Trump would also nix extra pay for federal workers living in more expensive parts of the country, including Washington, D.C., where the cost-of-living adjustment amounted to a pay increase of just less than 1 percentage point. This adds up to about $25 billion next fiscal year, according to the White House.

The backlash on Thursday was evident from union leaders across the federal government.

Robert Martinez Jr., president of the Machinists Union International, called it a “slap in the face” for workers.

“We are approaching a dangerous national security situation when we will be unable to attract the best and brightest to fill important roles within our federal government,” Martinez said in a statement.

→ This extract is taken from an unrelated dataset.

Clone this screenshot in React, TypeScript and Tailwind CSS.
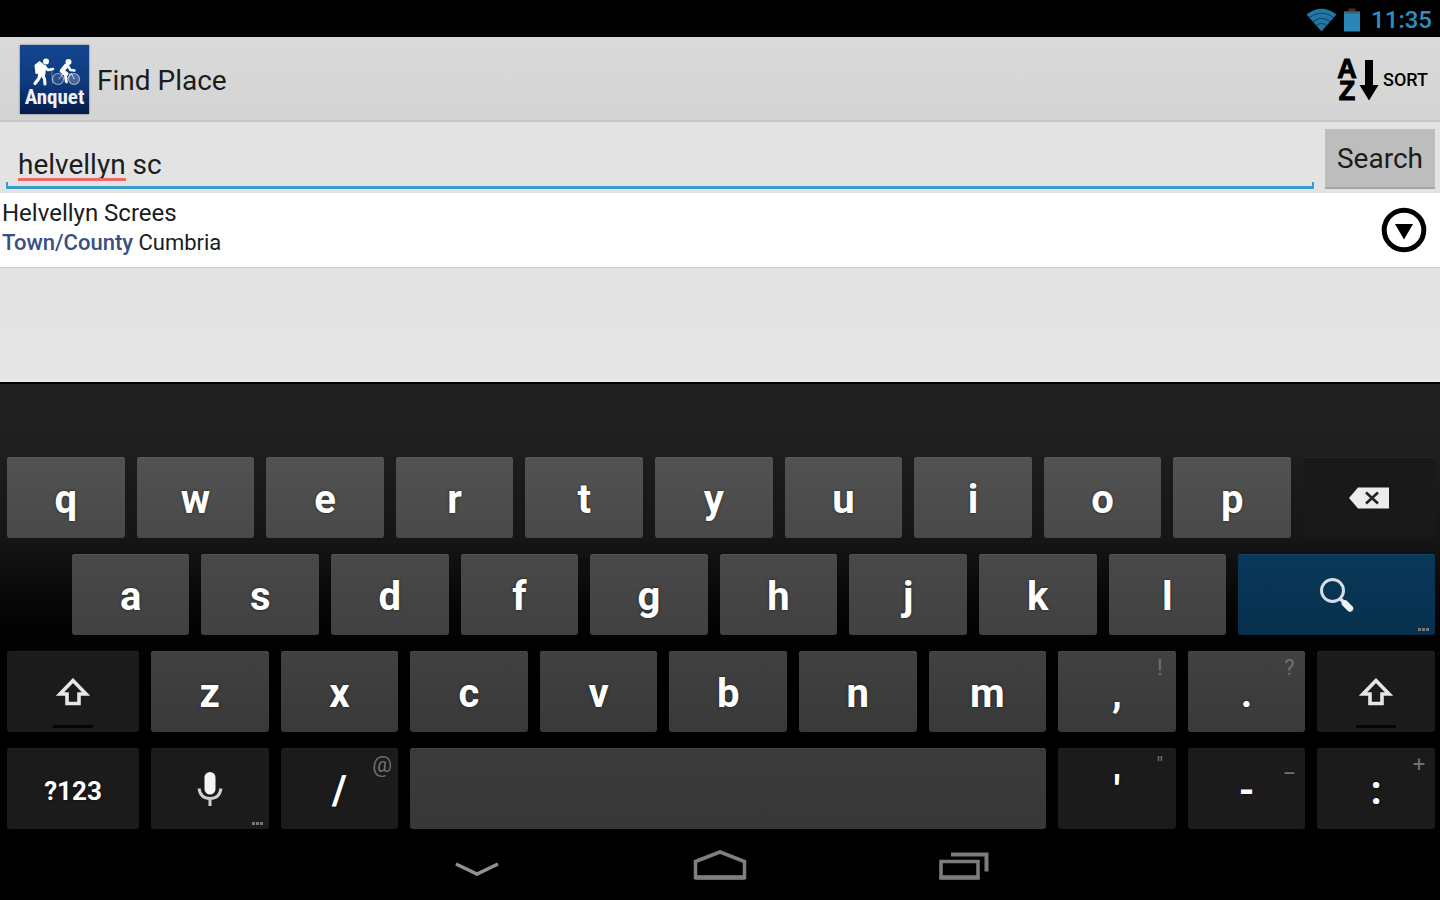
import type { ReactNode } from "react";

function AppLogo() {
  return (
    <svg viewBox="0 0 69 69" className="size-[69px] shrink-0 shadow-[0_0_2px_rgba(0,0,0,0.5)]" role="img" aria-label="Anquet">
      <defs>
        <linearGradient id="logo-bg" x1="0" y1="0" x2="0" y2="1">
          <stop offset="0" stopColor="#12458f" />
          <stop offset="0.55" stopColor="#0f3a7c" />
          <stop offset="1" stopColor="#051c48" />
        </linearGradient>
      </defs>
      <rect width="69" height="69" fill="url(#logo-bg)" />
      {/* hiker */}
      <g fill="#fff" stroke="#fff" strokeLinecap="round" strokeLinejoin="round">
        <circle cx="26" cy="16.500" r="3" stroke="none" />
        <path d="M14.500 20l5-4 4 3-2 9-6 1z" stroke="none" />
        <path d="M20 19l5.500 2-1 9-6 1z" strokeWidth="1.500" />
        <path d="M25 22l3 3 5-1" strokeWidth="2.600" fill="none" />
        <path d="M20.500 30l-2 4-3.500 4.500" strokeWidth="3.200" fill="none" />
        <path d="M22.500 30l2 4 .5 5" strokeWidth="3" fill="none" />
        <path d="M31.500 24l1 14" strokeWidth="0.800" fill="none" opacity="0.45" />
      </g>
      {/* cyclist */}
      <g stroke="#fff" strokeLinecap="round" strokeLinejoin="round">
        <circle cx="38" cy="34" r="5.500" strokeWidth="1.200" fill="#fff" fillOpacity="0.2" opacity="0.55" />
        <circle cx="54" cy="34" r="5.500" strokeWidth="1.200" fill="#fff" fillOpacity="0.4" opacity="0.6" />
        <g fill="none">
          <circle cx="48.500" cy="17" r="3" fill="#fff" stroke="none" />
          <path d="M46 21l-4 5 4 3" strokeWidth="4.500" />
          <path d="M48 21l2.500 4 4 .5" strokeWidth="2.400" />
          <path d="M46.500 28l-1 4 1 5" strokeWidth="2.800" />
          <path d="M39 34l4-5h9l2 5M45 36l6-7" strokeWidth="1" opacity="0.7" />
        </g>
      </g>
      <text
        x="34.500"
        y="59"
        textAnchor="middle"
        fill="#eef2fa"
        className="font-['Liberation_Sans_Narrow','Roboto_Condensed','Roboto',sans-serif] text-[21px] font-bold"
      >
        Anquet
      </text>
    </svg>
  );
}

function WifiIcon() {
  return (
    <svg viewBox="0 0 31 24" className="h-6 w-[31px]" aria-hidden="true">
      <path d="M0.500 6.500Q15.500-5 30.500 6.500L15.500 23.500z" fill="#2277a6" />
      <path d="M3.500 9.500Q15.500 1 27.500 9.500M7 13.500Q15.500 7.500 24 13.500M10.500 17.500Q15.500 13.500 20.500 17.500" fill="none" stroke="#0f4a68" strokeWidth="1.200" />
    </svg>
  );
}

function BatteryIcon() {
  return (
    <svg viewBox="0 0 16 24" className="h-6 w-4" aria-hidden="true">
      <path d="M4.500 0.500h7v3h-7z" fill="#4a2b2b" />
      <path d="M0 3.500h16v20H0z" fill="#2a86b6" />
      <path d="M0 3.500h16v2H0z" fill="#3d5f70" />
    </svg>
  );
}

function SortIcon() {
  return (
    <span className="flex items-center gap-px" aria-hidden="true">
      <span className="flex w-[22px] flex-col items-center font-['Liberation_Sans',sans-serif] text-[27px] leading-[22px] font-bold [-webkit-text-stroke:1px_#000]">
        <span>A</span>
        <span>Z</span>
      </span>
      <svg viewBox="0 0 20 44" className="h-11 w-5">
        <path d="M6 2h8v25h5.500L10 42.500 0.500 27H6z" fill="#000" />
      </svg>
    </span>
  );
}

function ExpandIcon() {
  return (
    <svg viewBox="0 0 46 46" className="size-[46px]" aria-hidden="true">
      <circle cx="23" cy="23" r="19.800" fill="#fff" stroke="#000" strokeWidth="5" />
      <path d="M14 17h18l-9 15.500z" fill="#000" />
    </svg>
  );
}

function DeleteIcon() {
  return (
    <svg viewBox="0 0 42 22" className="h-[22px] w-[42px]" aria-hidden="true">
      <path d="M1 11L10 0.500h31v21H10z" fill="#ececec" />
      <path d="M18 5.500l12 11M30 5.500L18 16.500" stroke="#222" strokeWidth="2.600" />
    </svg>
  );
}

function SearchIcon() {
  return (
    <svg viewBox="0 0 36 36" className="size-9" aria-hidden="true">
      <circle cx="13.500" cy="13.500" r="11" fill="none" stroke="#d3dde5" strokeWidth="3" />
      <path d="M21 21.500l4 4" stroke="#dce4ea" strokeWidth="3.500" />
      <path d="M26 26.500l5 5" stroke="#eef2f5" strokeWidth="6.500" strokeLinecap="round" />
    </svg>
  );
}

function ShiftIcon() {
  return (
    <svg viewBox="0 0 36 30" className="h-[30px] w-9" aria-hidden="true">
      <path d="M18 3.500L5 17h7v9.500h12V17h7z" fill="none" stroke="#e6e6e6" strokeWidth="3.600" />
    </svg>
  );
}

function MicIcon() {
  return (
    <svg viewBox="0 0 28 36" className="h-9 w-7" aria-hidden="true">
      <rect x="8.500" y="1" width="11" height="22.500" rx="5.500" fill="#f4f4f4" />
      <path d="M3 17.500q1.500 10 11 10t11-10M14 27.500v7.500" fill="none" stroke="#d0d0d0" strokeWidth="3" />
    </svg>
  );
}

type KeyProps = {
  children?: ReactNode;
  label?: string;
  width?: string;
  tone?: string;
  hint?: string;
  more?: boolean;
  bar?: boolean;
};

const TONES = {
  first: "bg-linear-to-b from-[#525252] to-[#494949] shadow-[inset_0_1px_#5a5a5a]",
  second: "bg-linear-to-b from-[#494949] to-[#414141] shadow-[inset_0_1px_#525252]",
  third: "bg-linear-to-b from-[#414141] to-[#393939] shadow-[inset_0_1px_#4a4a4a]",
  space: "bg-linear-to-b from-[#3b3b3b] to-[#373737] shadow-[inset_0_1px_#444444]",
  dark: "bg-[#1b1b1b] shadow-[inset_0_1px_#232323]",
  action: "bg-linear-to-b from-[#0a3859] to-[#072f4e] shadow-[inset_0_1px_#144567]",
};

function Key({ children, label, width = "w-[9%]", tone = TONES.dark, hint, more, bar }: KeyProps) {
  return (
    <div className={`${width} pr-[5px] pl-[7px]`}>
      <button
        type="button"
        aria-label={label}
        className={`relative flex h-[81px] w-full items-center justify-center rounded-[3px] text-[40px] leading-none font-bold text-white ${tone}`}
      >
        <span className={label ? "" : "pt-1 [text-shadow:0_0_3px_rgba(0,0,0,0.6)]"}>{children}</span>
        {hint && <span className="absolute top-[5px] right-0 w-8 text-center text-[22px] leading-6 font-normal text-[#707070]">{hint}</span>}
        {more && (
          <span className="absolute right-[6px] bottom-1 flex gap-px">
            <i className="h-[3px] w-[3px] bg-[#777]" />
            <i className="h-[3px] w-[3px] bg-[#777]" />
            <i className="h-[3px] w-[3px] bg-[#777]" />
          </span>
        )}
        {bar && <span className="absolute bottom-1 h-[3px] w-10 bg-[#050505]" />}
      </button>
    </div>
  );
}

function Letters({ keys, tone }: { keys: string; tone: string }) {
  return keys.split("").map((k) => (
    <Key key={k} tone={tone}>
      {k}
    </Key>
  ));
}

function Keyboard() {
  return (
    <section
      aria-label="Keyboard"
      className="flex flex-col gap-4 border-t-2 border-black bg-linear-to-b from-[#202020] from-10% via-[#151515] via-35% to-black to-75% pt-[73px]"
    >
      <div className="flex">
        <Letters keys="qwertyuiop" tone={TONES.first} />
        <Key width="w-[10%]" label="Delete" tone="bg-[#191919] shadow-[inset_0_1px_#252525]">
          <DeleteIcon />
        </Key>
      </div>
      <div className="flex">
        <div className="w-[4.5%]" />
        <Letters keys="asdfghjkl" tone={TONES.second} />
        <Key width="w-[14.5%]" label="Search" tone={TONES.action} more>
          <SearchIcon />
        </Key>
      </div>
      <div className="flex">
        <Key width="w-[10%]" label="Shift" bar>
          <ShiftIcon />
        </Key>
        <Letters keys="zxcvbnm" tone={TONES.third} />
        <Key tone={TONES.third} hint="!">,</Key>
        <Key tone={TONES.third} hint="?">.</Key>
        <Key label="Shift" bar>
          <ShiftIcon />
        </Key>
      </div>
      <div className="flex">
        <Key width="w-[10%]">
          <span className="block text-[26px] leading-8">?123</span>
        </Key>
        <Key label="Voice input" more>
          <MicIcon />
        </Key>
        <Key hint="@">/</Key>
        <Key width="w-[45%]" label="Space" tone={TONES.space} />
        <Key hint={'"'}>'</Key>
        <Key hint="_">-</Key>
        <Key hint="+">:</Key>
      </div>
    </section>
  );
}

function NavBar() {
  return (
    <nav aria-label="System" className="flex h-[71px] items-center justify-center gap-[190px] bg-black pt-[3px]">
      <button type="button" aria-label="Hide keyboard">
        <svg viewBox="0 0 54 36" className="h-9 w-[54px]" fill="none" stroke="#929292" strokeWidth="3.500">
          <path d="M7 16l21 10 21-10" />
        </svg>
      </button>
      <button type="button" aria-label="Home">
        <svg viewBox="0 0 54 36" className="h-9 w-[54px]" fill="none" stroke="#808080" strokeWidth="3.500">
          <path d="M2.500 13.500L27 4l24.500 9.500V29.500h-49z" />
          <path d="M2 29.500h50" strokeWidth="4.500" />
        </svg>
      </button>
      <button type="button" aria-label="Recent apps">
        <svg viewBox="0 0 54 36" className="h-9 w-[54px]" fill="none" stroke="#7c7c7c" strokeWidth="3.500">
          <path d="M4 13.500h37v16H4z" />
          <path d="M2.500 29.500h40" strokeWidth="4.500" />
          <path d="M14 6.500h35.500v17" strokeWidth="4" />
        </svg>
      </button>
    </nav>
  );
}

export default function App() {
  return (
    <div className="flex min-h-screen flex-col bg-[#e3e3e3] font-['Roboto',sans-serif] text-[#1c1c1c]">
      <div className="flex h-[37px] items-center justify-end bg-black pt-0.5 pr-2 text-[#2d8fc2]">
        <WifiIcon />
        <span className="ml-[7px]">
          <BatteryIcon />
        </span>
        <time className="ml-[11px] text-2xl leading-8 font-medium">11:35</time>
      </div>

      <header className="flex h-[85px] items-center justify-between border-b-2 border-[#c6c6c6] bg-linear-to-b from-[#dadada] to-[#d4d4d4] pt-0.5 pr-3 pl-5">
        <div className="flex items-center gap-2">
          <AppLogo />
          <h1 className="pt-0.5 text-[28px] leading-9">Find Place</h1>
        </div>
        <button type="button" className="flex items-center gap-1 text-lg leading-6 font-medium text-black">
          <SortIcon />
          SORT
        </button>
      </header>

      <form className="flex h-[71px] items-start gap-[11px] pt-[7px] pr-[5px] pl-1.5" onSubmit={(e) => e.preventDefault()}>
        <div className="relative flex-1">
          <input
            type="text"
            aria-label="Place name"
            defaultValue="helvellyn sc"
            spellCheck={false}
            className="h-[60px] w-full border-b-3 border-[#3a9cc8] bg-transparent px-3 pt-[14px] text-[28px] leading-9 outline-none"
          />
          <span className="absolute bottom-2 left-3 h-[3px] w-[108px] bg-[#ee6a6a]" />
          <span className="absolute bottom-0 left-0 h-[7px] w-[2px] bg-[#3a9cc8]" />
          <span className="absolute right-0 bottom-0 h-[7px] w-[2px] bg-[#3a9cc8]" />
        </div>
        <button type="submit" className="h-[60px] w-[110px] border-b-2 border-[#a2a2a2] bg-[#bdbdbd] pt-0.5 text-[28px] leading-9">
          Search
        </button>
      </form>

      <main className="flex flex-1 flex-col bg-linear-to-b from-[#e0e0e0] to-[#e6e6e6]">
        <div className="flex h-[75px] items-center justify-between border-b border-[#d0d0d0] bg-white pr-[13px] pl-0.5">
          <div className="pb-1 leading-[30px]">
            <p className="text-2xl leading-[30px]">Helvellyn Screes</p>
            <p className="text-[22px] leading-[30px]">
              <span className="font-medium text-[#3a4f86]">Town/County</span> Cumbria
            </p>
          </div>
          <button type="button" aria-label="Show details">
            <ExpandIcon />
          </button>
        </div>
      </main>

      <Keyboard />
      <NavBar />
    </div>
  );
}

Rank-and-file Democrats, including Sen. Mark Warner (D-Va.) and Rep. Gerry Connolly (D-Va.), are pushing negotiators in both chambers to agree to override Trump‘s proposal by the deadline.

“Congress can and must stand up to the President and reject this assault on our federal workers by passing the 1.9 percent pay raise that the Senate approved on August 1,” Warner said in a statement.

White House administrations typically issue pay orders at the end of August — often with a small raise — to avoid costly automatic pay increases in the absence of a spending bill in place by Oct. 1, said Tim Kauffman, a spokesman for the American Federation of Government Employees.

Union officials say Congress should avoid that outcome by approving at least the 1.9 percent increase already approved in the Senate.

“Federal employees deserve the full measure of pay comparability provided by the law, and a 1.9 percent increase is the minimum that Congress should consider,” American Federation of Government Employees President J. David Cox said in a statement.

Last year, Congress and the White House agreed to an average pay raise of 1.4 percent for federal civilian workers and 2.1 percent for uniformed service members. This year, members of the military are slated for a 2.6 percent raise — the largest in a decade.

Under the Obama administration, civilian workers were subjected to multiple years of pay freezes as the federal government weathered the recession. Trump’s move is unexpected, though, in a soaring economy that surged 4.2 percent last quarter.

It’s the latest example of the Trump administration’s ongoing battle against government employee unions.

This spring, Trump signed executive orders to make it easier for managers to fire underperforming federal employees and to order the renegotiation of collective bargaining agreements.

This week, a judge struck down key parts of those orders, arguing that Trump exceeded his authority by intentionally seeking to hamstring unions’ ability to negotiate.